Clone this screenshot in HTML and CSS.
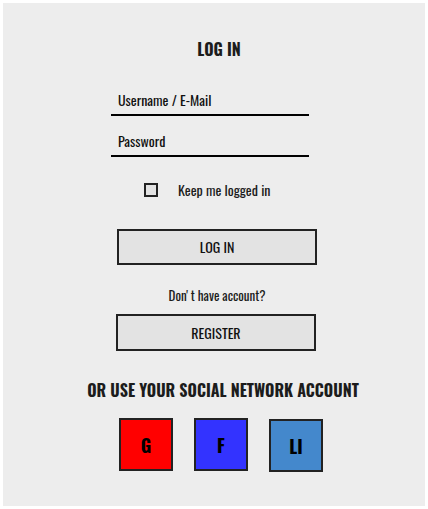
FILE: index.html
```html
<!DOCTYPE html>
<html>
<head>
<meta charset="utf-8">
<link rel="stylesheet" href="styles.css">
</head>
<body>
<div class="page">
  <h2 class="title">LOG IN</h2>
  <form class="form">
    <input class="field" type="text" placeholder="Username / E-Mail">
    <input class="field field-pass" type="password" placeholder="Password">
    <label class="remember">
      <input class="check" type="checkbox">
      <span>Keep me logged in</span>
    </label>
    <button class="btn btn-login" type="button">LOG IN</button>
  </form>
  <p class="noacc">Don' t have account?</p>
  <button class="btn btn-register" type="button">REGISTER</button>
  <h3 class="social-title">OR USE YOUR SOCIAL NETWORK ACCOUNT</h3>
  <div class="social">
    <a class="soc soc-g">G</a>
    <a class="soc soc-f">F</a>
    <a class="soc soc-li">LI</a>
  </div>
</div>
</body>
</html>
```
FILE: styles.css
```css
* { box-sizing: border-box; }
html, body { margin: 0; padding: 0; background: #fff; }
body { font-family: "Oswald", "Roboto", sans-serif; color: #1c1c1c; }

.page {
  margin: 3px;
  width: 422px;
  height: 503px;
  background: #ededed;
  padding-top: 36px;
  display: flex;
  flex-direction: column;
  align-items: flex-start;
}

.title {
  align-self: stretch;
  margin: 0;
  padding-left: 10px;
  text-align: center;
  font-size: 16px;
  line-height: 20px;
  font-weight: 700;
}

.form {
  display: flex;
  flex-direction: column;
  align-items: flex-start;
  margin: 30px 0 0 0;
}

.field {
  display: block;
  margin-left: 108px;
  width: 198px;
  height: 27px;
  padding: 0 7px 5px;
  border: 0;
  border-bottom: 2px solid #000;
  background: transparent;
  font-family: "Oswald", sans-serif;
  font-size: 14px;
  line-height: 20px;
  color: #111;
  outline: none;
}
.field::placeholder { color: #111; opacity: 1; }
.field-pass { margin-top: 14px; }

.remember {
  display: flex;
  align-items: center;
  gap: 20px;
  margin: 23px 0 0 141px;
  font-size: 14px;
  line-height: 20px;
}
.check {
  appearance: none;
  -webkit-appearance: none;
  margin: 0;
  width: 14px;
  height: 14px;
  border: 2px solid #222;
  background: #e3e3e3;
}

.btn {
  display: block;
  width: 200px;
  height: 36px;
  border: 2px solid #222;
  background: #e3e3e3;
  font-family: "Oswald", sans-serif;
  font-size: 14px;
  line-height: 32px;
  color: #111;
  padding: 0;
}
.btn-login { margin: 29px 0 0 114px; }

.noacc {
  align-self: stretch;
  margin: 22px 0 0 0;
  padding-left: 6px;
  text-align: center;
  font-size: 13px;
  line-height: 17px;
}

.btn-register { margin: 10px 0 0 113px; height: 37px; line-height: 33px; }

.social-title {
  align-self: stretch;
  margin: 29px 0 0 0;
  padding-left: 18px;
  text-align: center;
  font-size: 16px;
  line-height: 20px;
  font-weight: 700;
}

.social {
  display: flex;
  gap: 21px;
  margin: 18px 0 0 116px;
}
.soc {
  display: flex;
  align-items: center;
  justify-content: center;
  width: 54px;
  height: 53px;
  border: 2px solid #222;
  font-size: 18px;
  font-weight: 700;
  color: #000;
}
.soc-g { background: #ff0000; }
.soc-f { background: #3333ff; }
.soc-li { background: #4488cc; margin-top: 1px; }
```
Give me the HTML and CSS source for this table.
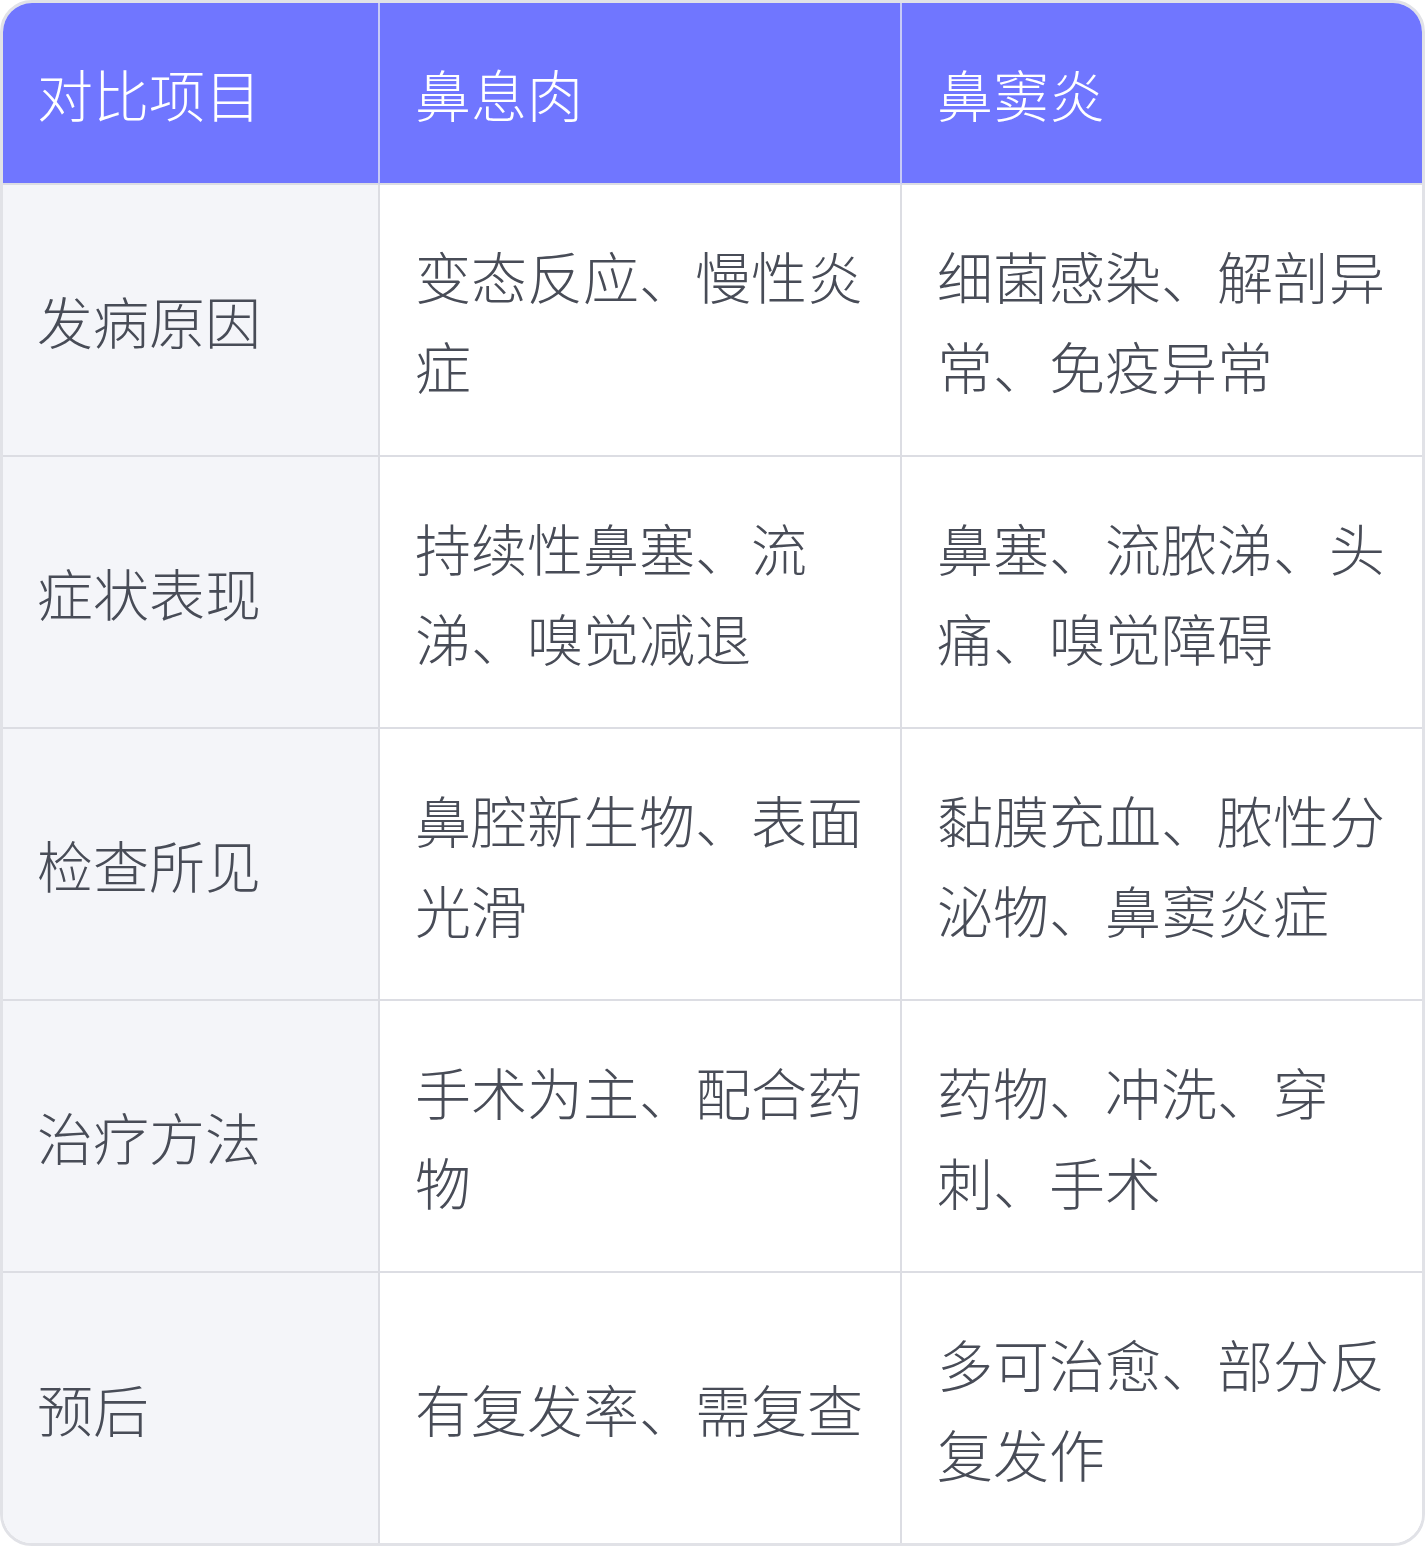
FILE: index.html
```html
<!DOCTYPE html>
<html lang="zh-CN">
<head>
<meta charset="utf-8">
<title>鼻息肉与鼻窦炎对比</title>
<link rel="stylesheet" href="styles.css">
</head>
<body>
<div class="table">
  <div class="cell head c1">对比项目</div>
  <div class="cell head c2">鼻息肉</div>
  <div class="cell head c3">鼻窦炎</div>

  <div class="cell label c1">发病原因</div>
  <div class="cell c2">变态反应、慢性炎症</div>
  <div class="cell c3">细菌感染、解剖异常、免疫异常</div>

  <div class="cell label c1">症状表现</div>
  <div class="cell c2">持续性鼻塞、流涕、嗅觉减退</div>
  <div class="cell c3">鼻塞、流脓涕、头痛、嗅觉障碍</div>

  <div class="cell label c1">检查所见</div>
  <div class="cell c2">鼻腔新生物、表面光滑</div>
  <div class="cell c3">黏膜充血、脓性分泌物、鼻窦炎症</div>

  <div class="cell label c1">治疗方法</div>
  <div class="cell c2">手术为主、配合药物</div>
  <div class="cell c3">药物、冲洗、穿刺、手术</div>

  <div class="cell label c1 last">预后</div>
  <div class="cell c2 last">有复发率、需复查</div>
  <div class="cell c3 last">多可治愈、部分反复发作</div>
</div>
</body>
</html>
```

FILE: styles.css
```css
html, body {
  margin: 0;
  padding: 0;
  background: #ffffff;
}

.table {
  width: 1425px;
  height: 1546px;
  box-sizing: border-box;
  border: 3px solid #e1e2e7;
  border-radius: 32px;
  overflow: hidden;
  display: grid;
  grid-template-columns: 377px 522px 520px;
  grid-template-rows: 182px 272px 272px 272px 272px 270px;
  font-family: "Noto Sans CJK SC", "Noto Sans", sans-serif;
  font-weight: 300;
  font-size: 56px;
  line-height: 90px;
  color: #484c57;
}

.cell {
  box-sizing: border-box;
  display: flex;
  align-items: center;
  padding: 0 20px 0 35px;
  border-right: 2px solid #dcdde3;
  border-bottom: 2px solid #dcdde3;
  background: #ffffff;
}

.cell.c1 {
  padding-left: 34px;
}

.cell.c3 {
  border-right: none;
}

.cell.last {
  border-bottom: none;
}

.head {
  background: #7076ff;
  color: #ffffff;
  border-right-color: #c7caf7;
  border-bottom-color: #dcdde3;
}

.label {
  background: #f4f5f9;
}
```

:: Problem statement ::
The pictures should not appear in the copy; every other part of the records above must be returned exactly.

:: The reply ::
Clone this screenshot in HTML and CSS.
FILE: index.html
```html
<!DOCTYPE html>
<html>
<head>
<meta charset="utf-8">
<link rel="stylesheet" href="styles.css">
</head>
<body>
<div class="page">
  <h2 class="title">LOG IN</h2>
  <form class="form">
    <input class="field" type="text" placeholder="Username / E-Mail">
    <input class="field field-pass" type="password" placeholder="Password">
    <label class="remember">
      <input class="check" type="checkbox">
      <span>Keep me logged in</span>
    </label>
    <button class="btn btn-login" type="button">LOG IN</button>
  </form>
  <p class="noacc">Don' t have account?</p>
  <button class="btn btn-register" type="button">REGISTER</button>
  <h3 class="social-title">OR USE YOUR SOCIAL NETWORK ACCOUNT</h3>
  <div class="social">
    <a class="soc soc-g">G</a>
    <a class="soc soc-f">F</a>
    <a class="soc soc-li">LI</a>
  </div>
</div>
</body>
</html>
```
FILE: styles.css
```css
* { box-sizing: border-box; }
html, body { margin: 0; padding: 0; background: #fff; }
body { font-family: "Oswald", "Roboto", sans-serif; color: #1c1c1c; }

.page {
  margin: 3px;
  width: 422px;
  height: 503px;
  background: #ededed;
  padding-top: 36px;
  display: flex;
  flex-direction: column;
  align-items: flex-start;
}

.title {
  align-self: stretch;
  margin: 0;
  padding-left: 10px;
  text-align: center;
  font-size: 16px;
  line-height: 20px;
  font-weight: 700;
}

.form {
  display: flex;
  flex-direction: column;
  align-items: flex-start;
  margin: 30px 0 0 0;
}

.field {
  display: block;
  margin-left: 108px;
  width: 198px;
  height: 27px;
  padding: 0 7px 5px;
  border: 0;
  border-bottom: 2px solid #000;
  background: transparent;
  font-family: "Oswald", sans-serif;
  font-size: 14px;
  line-height: 20px;
  color: #111;
  outline: none;
}
.field::placeholder { color: #111; opacity: 1; }
.field-pass { margin-top: 14px; }

.remember {
  display: flex;
  align-items: center;
  gap: 20px;
  margin: 23px 0 0 141px;
  font-size: 14px;
  line-height: 20px;
}
.check {
  appearance: none;
  -webkit-appearance: none;
  margin: 0;
  width: 14px;
  height: 14px;
  border: 2px solid #222;
  background: #e3e3e3;
}

.btn {
  display: block;
  width: 200px;
  height: 36px;
  border: 2px solid #222;
  background: #e3e3e3;
  font-family: "Oswald", sans-serif;
  font-size: 14px;
  line-height: 32px;
  color: #111;
  padding: 0;
}
.btn-login { margin: 29px 0 0 114px; }

.noacc {
  align-self: stretch;
  margin: 22px 0 0 0;
  padding-left: 6px;
  text-align: center;
  font-size: 13px;
  line-height: 17px;
}

.btn-register { margin: 10px 0 0 113px; height: 37px; line-height: 33px; }

.social-title {
  align-self: stretch;
  margin: 29px 0 0 0;
  padding-left: 18px;
  text-align: center;
  font-size: 16px;
  line-height: 20px;
  font-weight: 700;
}

.social {
  display: flex;
  gap: 21px;
  margin: 18px 0 0 116px;
}
.soc {
  display: flex;
  align-items: center;
  justify-content: center;
  width: 54px;
  height: 53px;
  border: 2px solid #222;
  font-size: 18px;
  font-weight: 700;
  color: #000;
}
.soc-g { background: #ff0000; }
.soc-f { background: #3333ff; }
.soc-li { background: #4488cc; margin-top: 1px; }
```
Give me the HTML and CSS source for this table.
FILE: index.html
```html
<!DOCTYPE html>
<html lang="zh-CN">
<head>
<meta charset="utf-8">
<title>鼻息肉与鼻窦炎对比</title>
<link rel="stylesheet" href="styles.css">
</head>
<body>
<div class="table">
  <div class="cell head c1">对比项目</div>
  <div class="cell head c2">鼻息肉</div>
  <div class="cell head c3">鼻窦炎</div>

  <div class="cell label c1">发病原因</div>
  <div class="cell c2">变态反应、慢性炎症</div>
  <div class="cell c3">细菌感染、解剖异常、免疫异常</div>

  <div class="cell label c1">症状表现</div>
  <div class="cell c2">持续性鼻塞、流涕、嗅觉减退</div>
  <div class="cell c3">鼻塞、流脓涕、头痛、嗅觉障碍</div>

  <div class="cell label c1">检查所见</div>
  <div class="cell c2">鼻腔新生物、表面光滑</div>
  <div class="cell c3">黏膜充血、脓性分泌物、鼻窦炎症</div>

  <div class="cell label c1">治疗方法</div>
  <div class="cell c2">手术为主、配合药物</div>
  <div class="cell c3">药物、冲洗、穿刺、手术</div>

  <div class="cell label c1 last">预后</div>
  <div class="cell c2 last">有复发率、需复查</div>
  <div class="cell c3 last">多可治愈、部分反复发作</div>
</div>
</body>
</html>
```

FILE: styles.css
```css
html, body {
  margin: 0;
  padding: 0;
  background: #ffffff;
}

.table {
  width: 1425px;
  height: 1546px;
  box-sizing: border-box;
  border: 3px solid #e1e2e7;
  border-radius: 32px;
  overflow: hidden;
  display: grid;
  grid-template-columns: 377px 522px 520px;
  grid-template-rows: 182px 272px 272px 272px 272px 270px;
  font-family: "Noto Sans CJK SC", "Noto Sans", sans-serif;
  font-weight: 300;
  font-size: 56px;
  line-height: 90px;
  color: #484c57;
}

.cell {
  box-sizing: border-box;
  display: flex;
  align-items: center;
  padding: 0 20px 0 35px;
  border-right: 2px solid #dcdde3;
  border-bottom: 2px solid #dcdde3;
  background: #ffffff;
}

.cell.c1 {
  padding-left: 34px;
}

.cell.c3 {
  border-right: none;
}

.cell.last {
  border-bottom: none;
}

.head {
  background: #7076ff;
  color: #ffffff;
  border-right-color: #c7caf7;
  border-bottom-color: #dcdde3;
}

.label {
  background: #f4f5f9;
}
```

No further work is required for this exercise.